(WORK TO BE COMPLETED): Count how many lines contain the word "this". Respond with the number alone.
-- start --
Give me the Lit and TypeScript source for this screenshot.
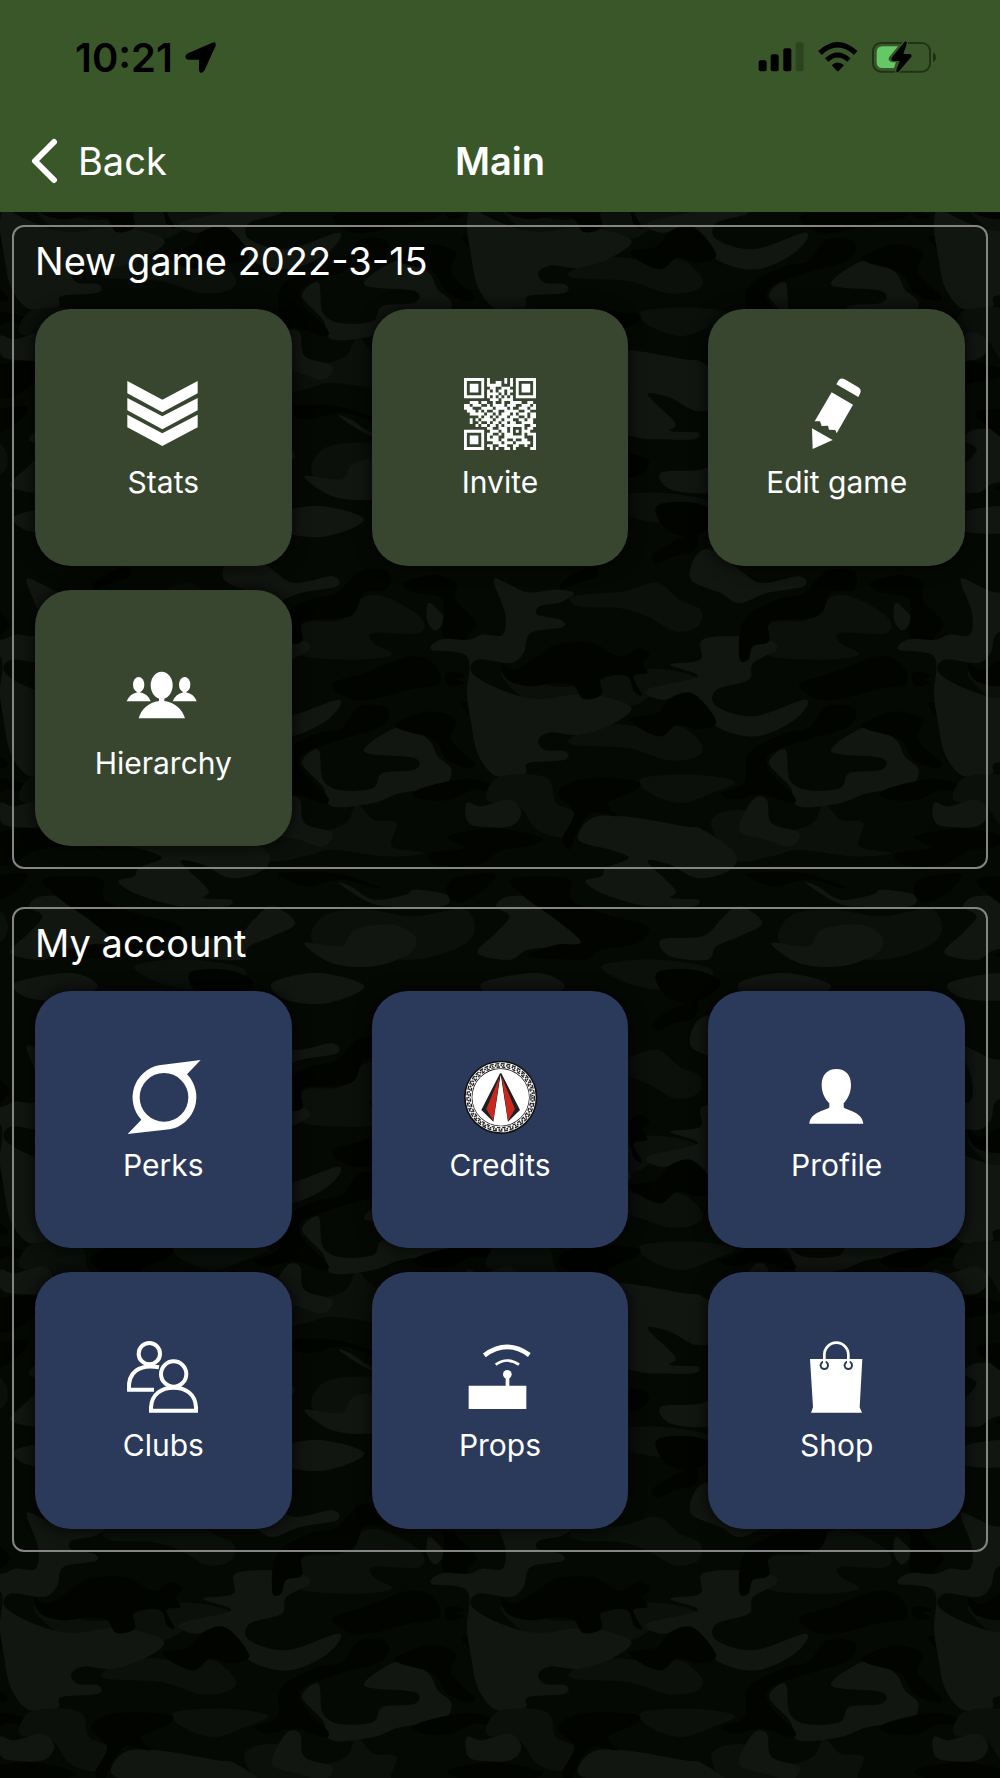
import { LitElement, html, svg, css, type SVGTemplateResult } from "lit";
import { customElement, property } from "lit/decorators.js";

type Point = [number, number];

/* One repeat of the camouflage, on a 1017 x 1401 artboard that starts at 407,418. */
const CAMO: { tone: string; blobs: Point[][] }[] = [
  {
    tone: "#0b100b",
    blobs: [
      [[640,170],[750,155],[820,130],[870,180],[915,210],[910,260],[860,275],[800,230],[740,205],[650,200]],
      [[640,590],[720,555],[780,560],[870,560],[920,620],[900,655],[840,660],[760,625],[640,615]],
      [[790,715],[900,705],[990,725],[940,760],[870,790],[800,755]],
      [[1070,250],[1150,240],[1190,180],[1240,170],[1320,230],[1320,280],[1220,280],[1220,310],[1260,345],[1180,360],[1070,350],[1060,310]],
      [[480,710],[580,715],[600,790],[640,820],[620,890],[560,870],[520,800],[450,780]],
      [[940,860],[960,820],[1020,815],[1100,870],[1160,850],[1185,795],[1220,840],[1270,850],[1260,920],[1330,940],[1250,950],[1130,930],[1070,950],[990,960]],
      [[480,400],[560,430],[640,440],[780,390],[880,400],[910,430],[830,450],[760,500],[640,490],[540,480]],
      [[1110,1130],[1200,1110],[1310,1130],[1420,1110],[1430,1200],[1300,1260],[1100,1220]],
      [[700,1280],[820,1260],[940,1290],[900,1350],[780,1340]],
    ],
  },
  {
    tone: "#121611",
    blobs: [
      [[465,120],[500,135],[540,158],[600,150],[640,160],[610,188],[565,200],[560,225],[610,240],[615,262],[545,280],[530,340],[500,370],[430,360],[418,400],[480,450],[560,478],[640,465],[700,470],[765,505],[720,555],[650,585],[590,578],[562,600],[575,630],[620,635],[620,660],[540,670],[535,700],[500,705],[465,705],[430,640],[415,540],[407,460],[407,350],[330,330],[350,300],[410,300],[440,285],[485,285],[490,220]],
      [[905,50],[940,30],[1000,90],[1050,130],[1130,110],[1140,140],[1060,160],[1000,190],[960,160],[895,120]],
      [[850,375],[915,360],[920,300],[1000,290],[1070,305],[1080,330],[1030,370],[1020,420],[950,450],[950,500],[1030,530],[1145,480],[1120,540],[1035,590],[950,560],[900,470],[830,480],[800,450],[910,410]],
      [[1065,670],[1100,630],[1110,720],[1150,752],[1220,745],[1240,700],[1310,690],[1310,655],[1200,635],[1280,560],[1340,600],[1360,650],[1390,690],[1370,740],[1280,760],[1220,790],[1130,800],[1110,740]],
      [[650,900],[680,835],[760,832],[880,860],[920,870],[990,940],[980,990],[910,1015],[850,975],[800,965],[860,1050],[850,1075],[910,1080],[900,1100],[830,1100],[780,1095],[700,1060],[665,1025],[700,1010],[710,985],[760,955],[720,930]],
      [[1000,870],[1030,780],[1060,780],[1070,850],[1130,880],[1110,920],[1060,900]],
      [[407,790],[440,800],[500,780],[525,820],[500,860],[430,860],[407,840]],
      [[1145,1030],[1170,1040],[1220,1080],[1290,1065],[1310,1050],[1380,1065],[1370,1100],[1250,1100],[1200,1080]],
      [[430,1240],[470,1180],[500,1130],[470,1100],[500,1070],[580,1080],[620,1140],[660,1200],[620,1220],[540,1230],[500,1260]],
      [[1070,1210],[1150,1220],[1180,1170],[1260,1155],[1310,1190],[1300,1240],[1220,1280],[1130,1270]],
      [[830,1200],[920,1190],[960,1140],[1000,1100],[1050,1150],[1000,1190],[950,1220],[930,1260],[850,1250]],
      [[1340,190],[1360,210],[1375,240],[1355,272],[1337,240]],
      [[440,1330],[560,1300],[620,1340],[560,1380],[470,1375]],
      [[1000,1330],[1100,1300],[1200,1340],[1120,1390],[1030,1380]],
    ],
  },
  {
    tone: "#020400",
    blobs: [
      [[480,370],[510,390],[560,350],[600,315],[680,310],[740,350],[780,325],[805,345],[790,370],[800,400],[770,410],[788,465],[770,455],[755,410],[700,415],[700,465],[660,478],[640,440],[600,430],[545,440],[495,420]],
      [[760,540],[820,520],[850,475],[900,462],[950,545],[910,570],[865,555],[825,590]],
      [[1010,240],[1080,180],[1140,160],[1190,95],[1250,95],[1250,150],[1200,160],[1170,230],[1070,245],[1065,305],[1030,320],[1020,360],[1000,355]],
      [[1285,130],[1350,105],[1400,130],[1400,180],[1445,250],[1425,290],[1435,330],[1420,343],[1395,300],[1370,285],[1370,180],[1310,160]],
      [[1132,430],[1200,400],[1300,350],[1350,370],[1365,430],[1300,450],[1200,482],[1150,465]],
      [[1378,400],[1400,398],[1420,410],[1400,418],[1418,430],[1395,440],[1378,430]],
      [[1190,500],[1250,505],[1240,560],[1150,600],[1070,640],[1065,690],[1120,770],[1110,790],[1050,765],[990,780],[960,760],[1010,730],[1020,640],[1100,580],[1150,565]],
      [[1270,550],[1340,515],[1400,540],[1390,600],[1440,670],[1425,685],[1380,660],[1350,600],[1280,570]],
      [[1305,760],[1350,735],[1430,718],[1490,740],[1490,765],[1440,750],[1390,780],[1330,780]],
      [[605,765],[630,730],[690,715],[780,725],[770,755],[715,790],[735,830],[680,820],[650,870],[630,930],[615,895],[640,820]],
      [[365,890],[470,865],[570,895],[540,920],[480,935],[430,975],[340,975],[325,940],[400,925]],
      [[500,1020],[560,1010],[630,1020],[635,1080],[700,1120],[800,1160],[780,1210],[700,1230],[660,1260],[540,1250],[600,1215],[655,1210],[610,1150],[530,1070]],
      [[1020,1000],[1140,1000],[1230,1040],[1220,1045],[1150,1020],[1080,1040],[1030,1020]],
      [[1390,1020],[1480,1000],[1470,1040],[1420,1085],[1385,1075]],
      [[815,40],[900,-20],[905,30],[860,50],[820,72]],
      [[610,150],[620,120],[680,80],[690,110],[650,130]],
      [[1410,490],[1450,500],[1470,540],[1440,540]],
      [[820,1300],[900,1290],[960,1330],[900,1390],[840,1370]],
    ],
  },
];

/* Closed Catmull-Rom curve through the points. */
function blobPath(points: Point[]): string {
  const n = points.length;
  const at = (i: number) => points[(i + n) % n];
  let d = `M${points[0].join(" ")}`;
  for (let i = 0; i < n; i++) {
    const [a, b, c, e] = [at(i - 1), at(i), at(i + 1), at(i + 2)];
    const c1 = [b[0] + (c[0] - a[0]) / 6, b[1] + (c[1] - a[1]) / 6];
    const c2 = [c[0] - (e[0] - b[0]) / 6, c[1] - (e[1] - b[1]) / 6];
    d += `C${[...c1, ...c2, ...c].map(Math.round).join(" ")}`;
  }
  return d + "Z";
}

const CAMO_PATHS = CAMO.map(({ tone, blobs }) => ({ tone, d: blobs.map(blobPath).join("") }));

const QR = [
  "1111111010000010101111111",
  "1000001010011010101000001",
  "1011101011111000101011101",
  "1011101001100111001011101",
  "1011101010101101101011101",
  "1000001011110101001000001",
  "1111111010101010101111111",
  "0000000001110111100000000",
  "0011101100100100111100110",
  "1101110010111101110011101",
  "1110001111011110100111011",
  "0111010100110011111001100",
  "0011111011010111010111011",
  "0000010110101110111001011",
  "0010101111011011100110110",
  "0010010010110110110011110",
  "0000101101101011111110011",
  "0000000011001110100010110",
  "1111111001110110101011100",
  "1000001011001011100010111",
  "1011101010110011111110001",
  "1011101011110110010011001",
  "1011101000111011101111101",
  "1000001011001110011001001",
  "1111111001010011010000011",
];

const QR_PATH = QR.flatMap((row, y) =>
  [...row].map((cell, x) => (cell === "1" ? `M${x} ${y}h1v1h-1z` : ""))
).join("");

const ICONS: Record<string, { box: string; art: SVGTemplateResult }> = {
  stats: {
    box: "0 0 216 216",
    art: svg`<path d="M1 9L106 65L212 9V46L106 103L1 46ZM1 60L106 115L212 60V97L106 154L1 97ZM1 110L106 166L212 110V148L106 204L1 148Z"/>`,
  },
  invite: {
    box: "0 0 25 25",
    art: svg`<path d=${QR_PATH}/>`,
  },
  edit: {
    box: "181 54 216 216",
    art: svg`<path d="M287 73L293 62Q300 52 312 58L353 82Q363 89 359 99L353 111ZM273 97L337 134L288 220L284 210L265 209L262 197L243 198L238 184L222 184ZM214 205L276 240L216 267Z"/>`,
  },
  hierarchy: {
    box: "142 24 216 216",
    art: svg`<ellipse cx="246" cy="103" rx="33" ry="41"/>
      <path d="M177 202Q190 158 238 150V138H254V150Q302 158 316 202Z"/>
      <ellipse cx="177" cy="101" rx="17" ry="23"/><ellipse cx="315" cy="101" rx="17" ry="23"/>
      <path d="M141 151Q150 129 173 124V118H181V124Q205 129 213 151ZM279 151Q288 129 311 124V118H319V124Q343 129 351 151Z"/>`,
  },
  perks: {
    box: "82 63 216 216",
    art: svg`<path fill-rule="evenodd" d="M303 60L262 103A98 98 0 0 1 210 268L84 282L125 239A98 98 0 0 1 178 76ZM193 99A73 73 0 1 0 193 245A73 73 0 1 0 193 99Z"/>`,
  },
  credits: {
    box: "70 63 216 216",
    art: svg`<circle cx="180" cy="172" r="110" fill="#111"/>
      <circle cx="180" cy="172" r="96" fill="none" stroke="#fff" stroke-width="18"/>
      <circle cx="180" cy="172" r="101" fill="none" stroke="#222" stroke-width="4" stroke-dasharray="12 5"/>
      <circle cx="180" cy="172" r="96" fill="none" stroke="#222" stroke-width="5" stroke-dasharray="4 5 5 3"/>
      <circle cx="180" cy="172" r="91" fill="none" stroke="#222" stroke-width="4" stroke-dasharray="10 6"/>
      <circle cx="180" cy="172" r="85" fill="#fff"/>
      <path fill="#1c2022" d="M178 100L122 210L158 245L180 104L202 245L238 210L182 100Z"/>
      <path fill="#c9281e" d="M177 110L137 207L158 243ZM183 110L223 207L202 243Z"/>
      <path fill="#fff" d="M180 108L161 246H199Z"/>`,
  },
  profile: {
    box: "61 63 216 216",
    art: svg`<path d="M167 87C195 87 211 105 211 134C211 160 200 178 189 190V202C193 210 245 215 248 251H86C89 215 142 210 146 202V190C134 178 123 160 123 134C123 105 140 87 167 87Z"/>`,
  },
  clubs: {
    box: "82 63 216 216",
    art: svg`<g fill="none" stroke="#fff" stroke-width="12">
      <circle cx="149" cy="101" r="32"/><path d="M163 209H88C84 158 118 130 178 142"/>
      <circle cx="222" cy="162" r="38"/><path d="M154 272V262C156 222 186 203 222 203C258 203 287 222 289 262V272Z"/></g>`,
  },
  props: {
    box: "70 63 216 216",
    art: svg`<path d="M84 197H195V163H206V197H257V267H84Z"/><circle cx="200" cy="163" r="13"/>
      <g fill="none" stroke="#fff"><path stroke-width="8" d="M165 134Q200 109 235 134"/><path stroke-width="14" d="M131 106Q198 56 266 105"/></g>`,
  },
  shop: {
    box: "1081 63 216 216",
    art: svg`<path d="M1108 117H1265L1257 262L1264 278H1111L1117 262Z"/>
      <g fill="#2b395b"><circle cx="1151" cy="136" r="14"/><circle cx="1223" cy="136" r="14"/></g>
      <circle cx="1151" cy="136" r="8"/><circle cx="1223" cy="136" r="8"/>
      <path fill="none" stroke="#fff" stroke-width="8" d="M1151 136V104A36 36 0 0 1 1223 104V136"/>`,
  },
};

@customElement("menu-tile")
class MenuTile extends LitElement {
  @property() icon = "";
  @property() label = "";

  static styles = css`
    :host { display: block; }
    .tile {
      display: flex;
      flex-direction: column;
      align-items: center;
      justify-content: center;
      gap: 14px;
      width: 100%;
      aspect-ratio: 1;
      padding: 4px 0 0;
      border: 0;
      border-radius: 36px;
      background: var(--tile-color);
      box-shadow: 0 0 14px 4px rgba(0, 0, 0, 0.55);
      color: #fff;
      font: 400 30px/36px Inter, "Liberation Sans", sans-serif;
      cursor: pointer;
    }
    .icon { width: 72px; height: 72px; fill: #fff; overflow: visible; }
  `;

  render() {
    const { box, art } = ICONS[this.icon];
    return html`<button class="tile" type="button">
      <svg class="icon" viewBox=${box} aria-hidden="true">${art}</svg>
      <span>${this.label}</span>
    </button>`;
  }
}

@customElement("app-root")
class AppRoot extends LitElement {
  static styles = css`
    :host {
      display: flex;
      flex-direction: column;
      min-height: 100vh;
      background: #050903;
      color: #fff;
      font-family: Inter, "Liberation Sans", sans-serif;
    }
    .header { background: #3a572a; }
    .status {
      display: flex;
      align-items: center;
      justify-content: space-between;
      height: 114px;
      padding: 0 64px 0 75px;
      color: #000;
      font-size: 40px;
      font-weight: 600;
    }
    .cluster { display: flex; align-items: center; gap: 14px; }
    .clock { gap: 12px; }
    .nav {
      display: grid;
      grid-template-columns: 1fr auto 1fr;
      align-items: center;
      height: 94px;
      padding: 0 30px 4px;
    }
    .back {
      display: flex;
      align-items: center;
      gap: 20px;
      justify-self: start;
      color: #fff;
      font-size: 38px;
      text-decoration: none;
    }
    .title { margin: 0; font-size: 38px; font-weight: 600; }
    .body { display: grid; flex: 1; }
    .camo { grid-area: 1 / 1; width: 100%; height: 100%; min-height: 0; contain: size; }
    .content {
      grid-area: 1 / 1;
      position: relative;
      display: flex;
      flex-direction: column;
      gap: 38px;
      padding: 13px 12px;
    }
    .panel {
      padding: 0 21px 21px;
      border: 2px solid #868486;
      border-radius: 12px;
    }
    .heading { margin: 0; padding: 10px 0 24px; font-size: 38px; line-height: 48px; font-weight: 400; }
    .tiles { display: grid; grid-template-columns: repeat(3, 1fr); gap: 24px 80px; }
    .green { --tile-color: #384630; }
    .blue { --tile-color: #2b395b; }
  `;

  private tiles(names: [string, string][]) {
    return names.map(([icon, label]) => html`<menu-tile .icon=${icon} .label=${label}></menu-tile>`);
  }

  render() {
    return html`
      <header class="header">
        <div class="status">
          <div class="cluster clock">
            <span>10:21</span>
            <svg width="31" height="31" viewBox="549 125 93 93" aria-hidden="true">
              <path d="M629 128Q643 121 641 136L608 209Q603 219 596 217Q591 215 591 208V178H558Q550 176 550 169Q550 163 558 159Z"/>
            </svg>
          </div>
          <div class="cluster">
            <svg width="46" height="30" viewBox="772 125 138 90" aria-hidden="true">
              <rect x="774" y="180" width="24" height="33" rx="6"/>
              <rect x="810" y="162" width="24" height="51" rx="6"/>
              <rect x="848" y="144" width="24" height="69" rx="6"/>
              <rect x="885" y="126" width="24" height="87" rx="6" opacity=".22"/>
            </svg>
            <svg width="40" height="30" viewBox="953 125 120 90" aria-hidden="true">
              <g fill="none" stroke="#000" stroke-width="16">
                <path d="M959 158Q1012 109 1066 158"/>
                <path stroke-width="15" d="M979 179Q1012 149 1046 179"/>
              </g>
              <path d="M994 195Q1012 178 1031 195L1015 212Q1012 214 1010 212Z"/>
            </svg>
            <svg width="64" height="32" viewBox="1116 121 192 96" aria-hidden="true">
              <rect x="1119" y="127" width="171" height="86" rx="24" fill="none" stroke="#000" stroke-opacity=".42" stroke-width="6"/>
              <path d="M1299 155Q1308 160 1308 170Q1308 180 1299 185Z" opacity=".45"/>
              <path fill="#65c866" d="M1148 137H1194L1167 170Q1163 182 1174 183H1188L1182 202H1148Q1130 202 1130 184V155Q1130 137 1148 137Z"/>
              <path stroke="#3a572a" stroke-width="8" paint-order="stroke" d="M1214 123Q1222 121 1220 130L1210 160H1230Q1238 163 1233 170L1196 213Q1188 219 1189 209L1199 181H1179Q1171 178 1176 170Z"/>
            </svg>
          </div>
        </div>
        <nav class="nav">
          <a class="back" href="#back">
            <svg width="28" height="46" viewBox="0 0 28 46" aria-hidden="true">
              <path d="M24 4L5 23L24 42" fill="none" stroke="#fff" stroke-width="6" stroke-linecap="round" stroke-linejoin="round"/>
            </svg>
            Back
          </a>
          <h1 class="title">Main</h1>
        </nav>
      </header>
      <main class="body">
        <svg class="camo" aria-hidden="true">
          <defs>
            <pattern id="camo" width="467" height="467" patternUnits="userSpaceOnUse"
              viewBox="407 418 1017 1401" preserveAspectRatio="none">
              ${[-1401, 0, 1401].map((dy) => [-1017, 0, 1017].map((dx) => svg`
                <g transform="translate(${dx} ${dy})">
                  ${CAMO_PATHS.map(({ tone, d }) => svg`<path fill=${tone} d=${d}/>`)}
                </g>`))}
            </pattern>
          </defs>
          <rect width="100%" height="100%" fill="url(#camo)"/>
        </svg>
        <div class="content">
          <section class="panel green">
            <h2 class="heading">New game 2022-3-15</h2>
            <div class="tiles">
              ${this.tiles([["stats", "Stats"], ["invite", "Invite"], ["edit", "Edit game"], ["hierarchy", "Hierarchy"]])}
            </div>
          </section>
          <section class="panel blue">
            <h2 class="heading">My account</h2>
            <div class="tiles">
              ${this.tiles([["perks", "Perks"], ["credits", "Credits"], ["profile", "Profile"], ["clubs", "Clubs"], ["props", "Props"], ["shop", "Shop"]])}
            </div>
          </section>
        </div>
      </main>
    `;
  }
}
-- end --
(RESPONSE BELOW): 5